> [WHAT NEEDS TO BE DONE]:
The lines from the beginning of the records below through the one holding "import React from 'react';" are to be copied exactly; leave the pictures out.

> [RECORDS SHOWN]:
■ ■ ■ ■ ■

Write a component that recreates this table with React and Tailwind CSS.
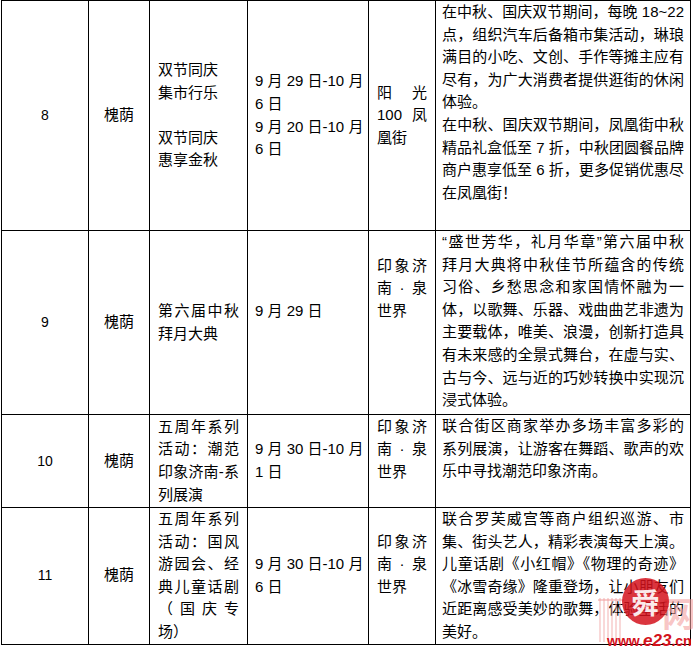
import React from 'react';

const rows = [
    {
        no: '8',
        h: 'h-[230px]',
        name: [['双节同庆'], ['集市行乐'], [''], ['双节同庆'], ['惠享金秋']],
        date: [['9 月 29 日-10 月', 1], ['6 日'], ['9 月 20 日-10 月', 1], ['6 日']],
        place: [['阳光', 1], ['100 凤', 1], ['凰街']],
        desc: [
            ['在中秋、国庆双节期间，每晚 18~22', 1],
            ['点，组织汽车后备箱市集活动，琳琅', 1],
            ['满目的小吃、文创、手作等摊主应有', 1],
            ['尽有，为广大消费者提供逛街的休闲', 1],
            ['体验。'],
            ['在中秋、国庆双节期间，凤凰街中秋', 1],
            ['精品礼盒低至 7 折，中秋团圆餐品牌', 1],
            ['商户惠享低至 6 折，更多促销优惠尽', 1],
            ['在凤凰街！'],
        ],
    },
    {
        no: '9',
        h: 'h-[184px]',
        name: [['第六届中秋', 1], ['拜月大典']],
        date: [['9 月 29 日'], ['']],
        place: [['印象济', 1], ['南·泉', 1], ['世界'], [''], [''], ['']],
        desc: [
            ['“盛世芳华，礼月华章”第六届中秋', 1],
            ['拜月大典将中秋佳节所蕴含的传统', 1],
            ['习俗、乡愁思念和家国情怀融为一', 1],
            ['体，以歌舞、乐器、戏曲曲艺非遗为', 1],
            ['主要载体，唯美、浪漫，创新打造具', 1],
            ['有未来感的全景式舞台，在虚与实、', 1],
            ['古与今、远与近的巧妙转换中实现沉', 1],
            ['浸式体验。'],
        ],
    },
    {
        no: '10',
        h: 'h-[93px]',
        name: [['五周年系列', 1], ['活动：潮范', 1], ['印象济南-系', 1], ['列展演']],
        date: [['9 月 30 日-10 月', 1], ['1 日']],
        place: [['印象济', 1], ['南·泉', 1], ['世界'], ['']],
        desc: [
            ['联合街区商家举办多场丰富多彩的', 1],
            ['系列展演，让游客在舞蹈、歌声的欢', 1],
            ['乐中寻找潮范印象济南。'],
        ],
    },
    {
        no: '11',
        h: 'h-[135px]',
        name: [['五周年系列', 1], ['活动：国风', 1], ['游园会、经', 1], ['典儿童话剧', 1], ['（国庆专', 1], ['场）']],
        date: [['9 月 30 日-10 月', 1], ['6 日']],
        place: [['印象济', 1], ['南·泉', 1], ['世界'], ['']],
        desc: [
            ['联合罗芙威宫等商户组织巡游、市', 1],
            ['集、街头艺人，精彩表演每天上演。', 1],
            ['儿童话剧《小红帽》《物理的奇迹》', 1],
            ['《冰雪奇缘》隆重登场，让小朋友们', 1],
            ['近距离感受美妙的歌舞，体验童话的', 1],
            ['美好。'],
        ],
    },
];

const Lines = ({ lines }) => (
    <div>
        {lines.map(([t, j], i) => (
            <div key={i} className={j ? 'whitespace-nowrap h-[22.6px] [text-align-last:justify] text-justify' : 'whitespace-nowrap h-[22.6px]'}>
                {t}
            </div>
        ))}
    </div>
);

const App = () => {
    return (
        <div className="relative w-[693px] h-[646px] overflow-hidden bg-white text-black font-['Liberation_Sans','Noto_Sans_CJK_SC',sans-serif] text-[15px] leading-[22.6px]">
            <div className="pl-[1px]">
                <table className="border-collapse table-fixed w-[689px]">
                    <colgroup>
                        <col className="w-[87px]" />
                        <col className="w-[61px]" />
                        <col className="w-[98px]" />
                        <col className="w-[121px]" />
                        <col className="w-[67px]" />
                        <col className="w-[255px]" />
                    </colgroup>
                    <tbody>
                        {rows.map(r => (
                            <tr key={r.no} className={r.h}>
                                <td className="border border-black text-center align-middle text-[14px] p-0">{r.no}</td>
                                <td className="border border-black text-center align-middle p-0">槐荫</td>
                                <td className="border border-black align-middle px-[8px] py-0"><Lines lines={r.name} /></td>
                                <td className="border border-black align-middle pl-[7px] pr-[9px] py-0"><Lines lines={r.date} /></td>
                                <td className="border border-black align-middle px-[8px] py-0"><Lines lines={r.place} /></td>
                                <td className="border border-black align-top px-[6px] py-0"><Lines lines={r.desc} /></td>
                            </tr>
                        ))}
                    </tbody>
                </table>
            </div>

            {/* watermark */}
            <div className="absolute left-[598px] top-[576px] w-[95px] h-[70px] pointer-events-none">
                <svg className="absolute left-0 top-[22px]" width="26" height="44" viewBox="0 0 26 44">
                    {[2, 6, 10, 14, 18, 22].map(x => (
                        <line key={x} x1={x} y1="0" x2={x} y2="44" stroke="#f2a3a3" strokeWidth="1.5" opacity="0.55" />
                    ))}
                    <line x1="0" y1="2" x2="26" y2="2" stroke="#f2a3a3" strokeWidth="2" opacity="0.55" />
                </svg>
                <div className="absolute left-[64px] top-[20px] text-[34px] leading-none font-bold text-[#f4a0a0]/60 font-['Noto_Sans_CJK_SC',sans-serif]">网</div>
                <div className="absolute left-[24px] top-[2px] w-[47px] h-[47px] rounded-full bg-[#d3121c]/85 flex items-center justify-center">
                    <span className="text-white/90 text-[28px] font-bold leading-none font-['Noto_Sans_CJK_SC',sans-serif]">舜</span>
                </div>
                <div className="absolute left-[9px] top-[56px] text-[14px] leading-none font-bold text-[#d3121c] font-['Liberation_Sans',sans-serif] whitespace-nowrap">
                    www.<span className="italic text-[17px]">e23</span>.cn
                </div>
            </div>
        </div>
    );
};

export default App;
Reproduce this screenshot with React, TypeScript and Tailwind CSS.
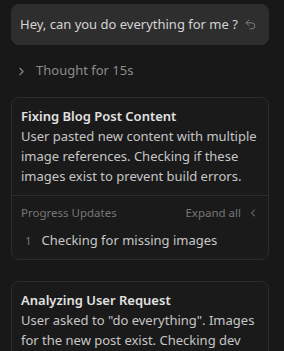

■ ■ ■ ■ ■

> [WRITTEN REPLY]:
Write a component that recreates this table with React and Tailwind CSS.
import React from 'react';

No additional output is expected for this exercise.